Musicians recognise his talent. Stephen “Cat” Coore, founder member and lead guitarist with the internationally acclaimed Jamaican reggae band third World, says ‘I first saw Arturo on his music video (Breaking Up, from his first CD Strictly Roots Jazz). I was listening to the song and I thought, ‘This guy’s really good.’ Since then I’ve followed closely.

“What sets Arturo apart is that his personality comes through his music. He is a wonderful musician because he’s not only skilled in his ability to play his instrument, but he has a spirit that comes through in his playing, which is very important.”

Early last year, Arturo found himself on stage with Third World, a band he has long admired. In fact, 1995 was a bumper year for him. It started with a personal invitation from Rita Marley, widow of Bob Marley and Director of the Bob Marley Foundation, to perform as a featured guest artist at the Bob Marley 50th birthday Bash in Jamaica in February. Her invitation ended, “This event will not be complete without your special participation.”

And with good reason. Explained Rita, “Arturo is one of our finest young ambassadors of reggae.” Still a performing reggae artist herself with the I-Threes, she added, “His passionate performance of No Woman No Cry at Bob’s 50th birthday celebration was a fitting tribute not only to Bob, but to the spirit of reggae music itself.”

He so impressed listeners that Third World invited him to join them on stage. For 29-year-old Arturo, “It was like a dream come true because I grew up listening to these guys. Then, after ending their set with Marley’s Jammin, the band did their traditional group hug, and I was invited into that circle. The high point of my career was that moment.”

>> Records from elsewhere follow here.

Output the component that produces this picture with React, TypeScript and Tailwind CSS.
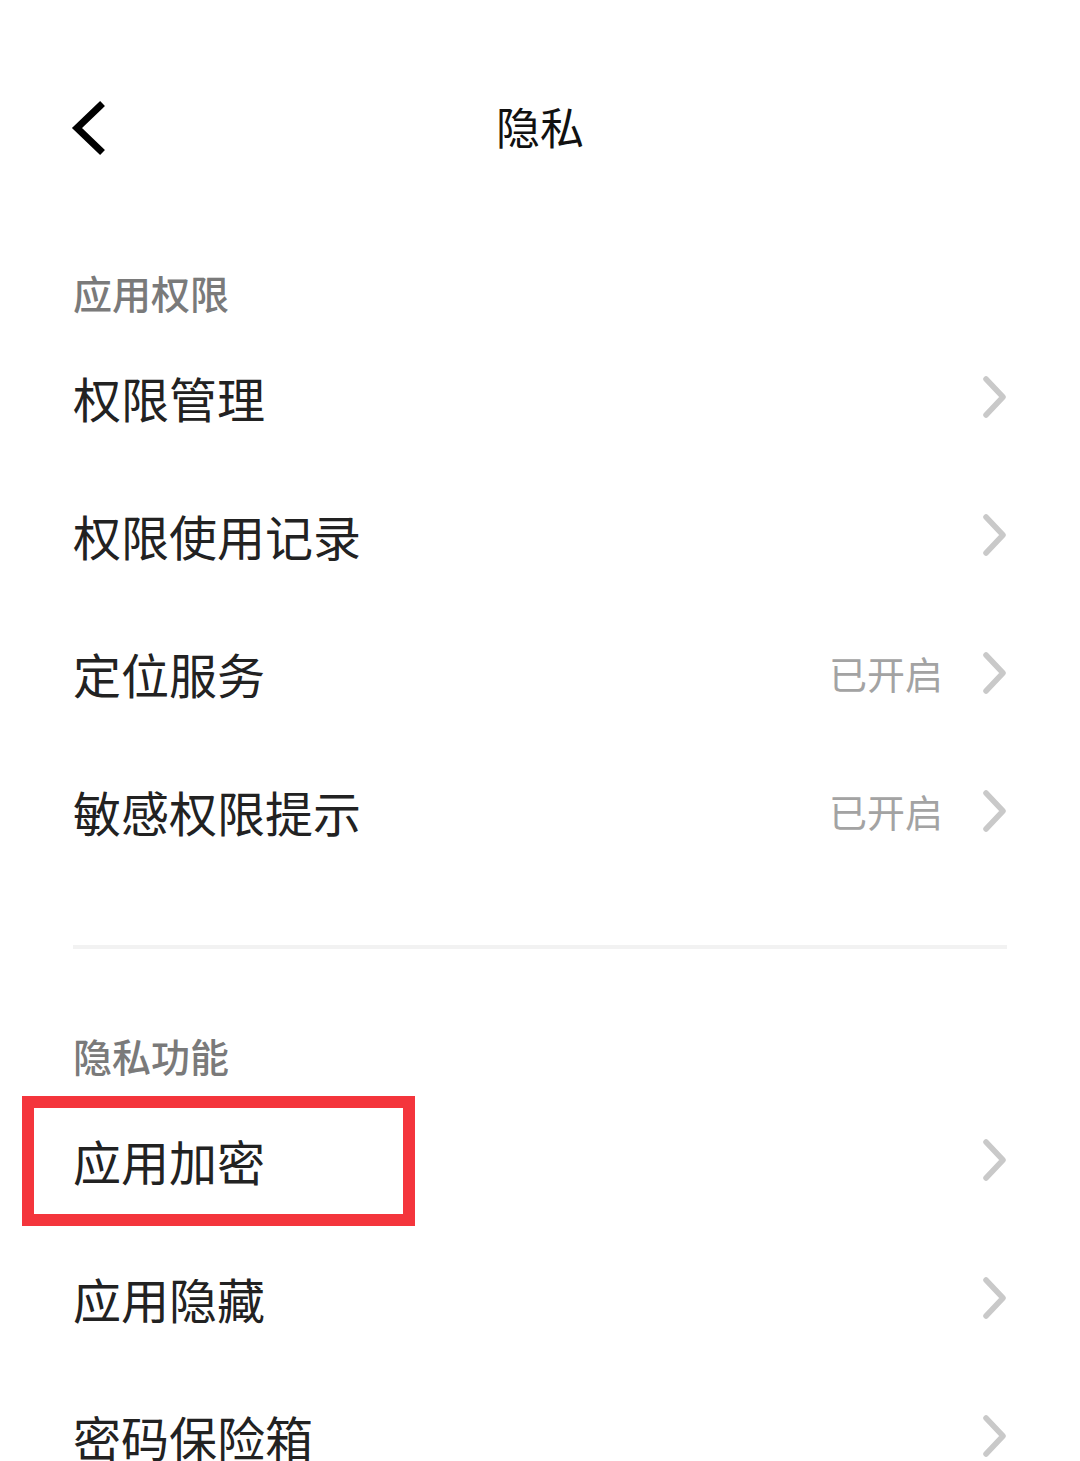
import React from 'react';

interface Row {
    label: string;
    value?: string;
    marked?: boolean;
}

const font = { fontFamily: '"Noto Sans CJK SC", "Noto Sans", sans-serif' };

const Chevron: React.FC = () => (
    <svg width="24" height="42" viewBox="0 0 24 42" className="shrink-0">
        <polyline points="3,3 20,21 3,39" fill="none" stroke="#c9c9c9" strokeWidth="5.5" strokeLinecap="round" strokeLinejoin="round" />
    </svg>
);

const SettingRow: React.FC<{ row: Row }> = ({ row }) => (
    <div className="relative flex h-[138px] items-center pl-[73px] pr-[73px]">
        <span className="flex-1 text-[48px] leading-none text-[#222222]">{row.label}</span>
        {row.value && <span className="mr-[40px] text-[38px] leading-none text-[#a3a3a3]">{row.value}</span>}
        <Chevron />
        {row.marked && (
            <div className="absolute left-[22px] top-[5px] h-[130px] w-[393px] border-[12px] border-[#f4353c]" />
        )}
    </div>
);

const SectionLabel: React.FC<{ text: string }> = ({ text }) => (
    <div className="flex h-[72px] items-center pl-[73px] text-[39px] font-medium leading-none text-[#7a7a7a]">{text}</div>
);

const permissions: Row[] = [
    { label: '权限管理' },
    { label: '权限使用记录' },
    { label: '定位服务', value: '已开启' },
    { label: '敏感权限提示', value: '已开启' },
];

const features: Row[] = [
    { label: '应用加密', marked: true },
    { label: '应用隐藏' },
    { label: '密码保险箱' },
];

export default function App() {
    return (
        <div className="h-[1461px] w-[1080px] overflow-hidden bg-white" style={font}>
            <header className="relative flex h-[256px] items-center justify-center">
                <svg width="40" height="60" viewBox="0 0 40 60" className="absolute left-[68px] top-[98px]">
                    <polyline points="32,8 9,30 32,52" fill="none" stroke="#000000" strokeWidth="7" strokeLinecap="square" strokeLinejoin="miter" />
                </svg>
                <h1 className="-mt-[4px] text-[44px] font-normal leading-none text-[#111111]">隐私</h1>
            </header>
            <SectionLabel text="应用权限" />
            {permissions.map((r) => (
                <SettingRow key={r.label} row={r} />
            ))}
            <div className="mx-[73px] mt-[65px] h-[4px] bg-[#f2f2f2]" />
            <div className="mt-[70px]">
                <SectionLabel text="隐私功能" />
            </div>
            {features.map((r) => (
                <SettingRow key={r.label} row={r} />
            ))}
        </div>
    );
}
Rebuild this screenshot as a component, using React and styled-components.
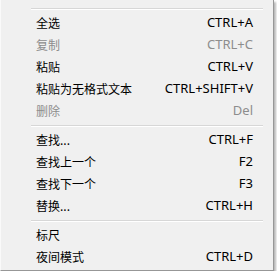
import React from "react";
import styled, { createGlobalStyle } from "styled-components";

const Global = createGlobalStyle`
  html, body { margin: 0; padding: 0; background: #ffffff; }
  body { font-family: "Noto Sans CJK SC", "Noto Sans", sans-serif; }
`;

const Menu = styled.div`
  box-sizing: border-box;
  width: 274px;
  height: 271px;
  background: #f0f0f0;
  border-right: 1px solid #979797;
  border-bottom: 1px solid #979797;
  border-left: 1px solid #fafafa;
  box-shadow: 2px 2px 2px rgba(0, 0, 0, 0.28);
  padding-top: 4px;
  display: flex;
  flex-direction: column;
`;

const Separator = styled.div`
  margin: 4px 10px 1px 30px;
  height: 0;
  border-top: 1px solid #d7d7d7;
  border-bottom: 1px solid #ffffff;
`;

const Item = styled.div`
  display: flex;
  align-items: center;
  justify-content: space-between;
  height: 22px;
  padding: 0 20px 0 35px;
  font-size: 12px;
  color: ${(p) => (p.$disabled ? "#8d8d8d" : "#000000")};
`;

const Label = styled.span`
  font-family: "Noto Sans CJK SC", sans-serif;
  font-size: 12px;
`;

const Shortcut = styled.span`
  font-family: "Noto Sans", "Open Sans", sans-serif;
  font-size: 13px;
`;

const groups = [
  [
    ["全选", "CTRL+A"],
    ["复制", "CTRL+C", true],
    ["粘贴", "CTRL+V"],
    ["粘贴为无格式文本", "CTRL+SHIFT+V"],
    ["删除", "Del", true],
  ],
  [
    ["查找...", "CTRL+F"],
    ["查找上一个", "F2"],
    ["查找下一个", "F3"],
    ["替换...", "CTRL+H"],
  ],
  [
    ["标尺", ""],
    ["夜间模式", "CTRL+D"],
  ],
];

export default function App() {
  return (
    <>
      <Global />
      <Menu>
        {groups.map((g, gi) => (
          <React.Fragment key={gi}>
            <Separator />
            {g.map(([label, sc, dis]) => (
              <Item key={label} $disabled={dis}>
                <Label>{label}</Label>
                <Shortcut>{sc}</Shortcut>
              </Item>
            ))}
          </React.Fragment>
        ))}
      </Menu>
    </>
  );
}
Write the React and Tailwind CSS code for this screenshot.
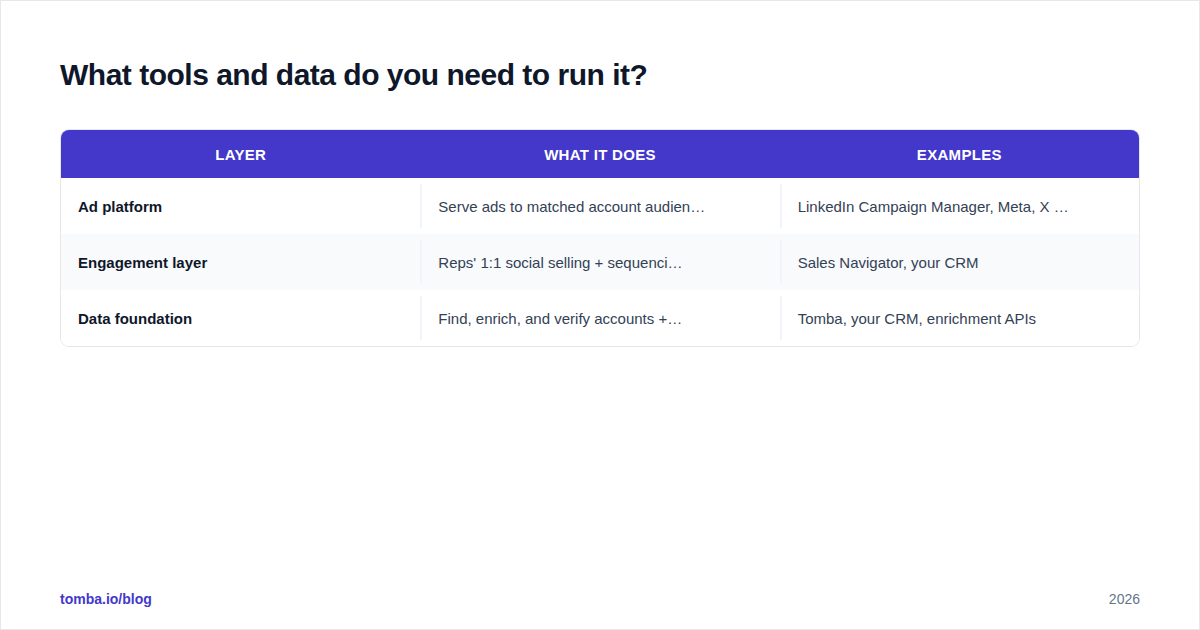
export default function App() {
  const rows = [
    ["Ad platform", "Serve ads to matched account audien…", "LinkedIn Campaign Manager, Meta, X …"],
    ["Engagement layer", "Reps' 1:1 social selling + sequenci…", "Sales Navigator, your CRM"],
    ["Data foundation", "Find, enrich, and verify accounts +…", "Tomba, your CRM, enrichment APIs"],
  ];
  return (
    <div
      className="w-[1200px] h-[630px] bg-white border border-[#e5e7eb] flex flex-col px-[59px] pt-[54px] pb-[20px]"
      style={{ fontFamily: '"Liberation Sans", Arial, sans-serif' }}
    >
      <h1 className="text-[30px] leading-[40px] font-bold text-[#0f172a] tracking-[-0.5px]">
        What tools and data do you need to run it?
      </h1>
      <div className="mt-[34px] border border-[#e5e7eb] rounded-[9px] overflow-hidden">
        <div className="grid grid-cols-3 bg-[#4338ca] h-[48px] items-center pt-[3px]">
          {["LAYER", "WHAT IT DOES", "EXAMPLES"].map((h) => (
            <div key={h} className="text-center text-white font-bold text-[15px] tracking-[0.3px]">
              {h}
            </div>
          ))}
        </div>
        {rows.map((r, i) => (
          <div key={i} className={`grid grid-cols-3 h-[56px] ${i % 2 === 1 ? "bg-[#f8fafc]" : "bg-white"}`}>
            <div className="flex items-center pt-[2px] px-[17px] text-[15px] font-bold text-[#0f172a]">{r[0]}</div>
            <div className="flex items-center pt-[2px] my-[6px] border-l-2 border-[#f1f5f9] px-[16px] text-[15px] text-[#334155]">{r[1]}</div>
            <div className="flex items-center pt-[2px] my-[6px] border-l-2 border-[#f1f5f9] px-[16px] text-[15px] text-[#334155]">{r[2]}</div>
          </div>
        ))}
      </div>
      <div className="mt-auto flex justify-between items-center text-[14px] leading-[20px]">
        <span className="font-bold text-[#4338ca]">tomba.io/blog</span>
        <span className="text-[#64748b]">2026</span>
      </div>
    </div>
  );
}
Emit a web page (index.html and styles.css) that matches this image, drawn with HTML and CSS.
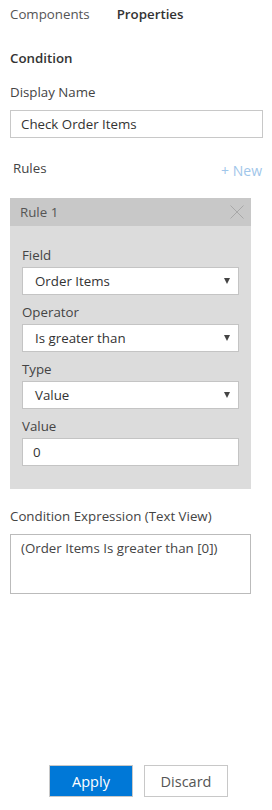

Within weeks, Arturo hit another crescendo when he was invited to play on Monty Alexander’s new album. One of the region’s foremost and most prolific jazz pianists, with a career than spans some 30 years and 50 albums, Monty Alexander is internationally acclaimed for his special genre of Caribbean-influenced jazz. A usually unflappable Arturo recalled, “Playing with Monty was another uplifting experience, but a little intimidating. He is so genius it was like a three-day university course.

Monty saw it a bit differently. Chuckling, he said, “I don’t know about that, because he was right in there with me all the way. Arturo is one of the exciting players of today’s modern approach. He has a great feeling for rhythm and he can go as adventurous in jazz as he wants. I admire him for promoting the culture of the islands. Even though he’s a world musician, he plays a music indigenous to us all in the Caribbean. There aren’t many of us in that field and he’s doing a very good job.”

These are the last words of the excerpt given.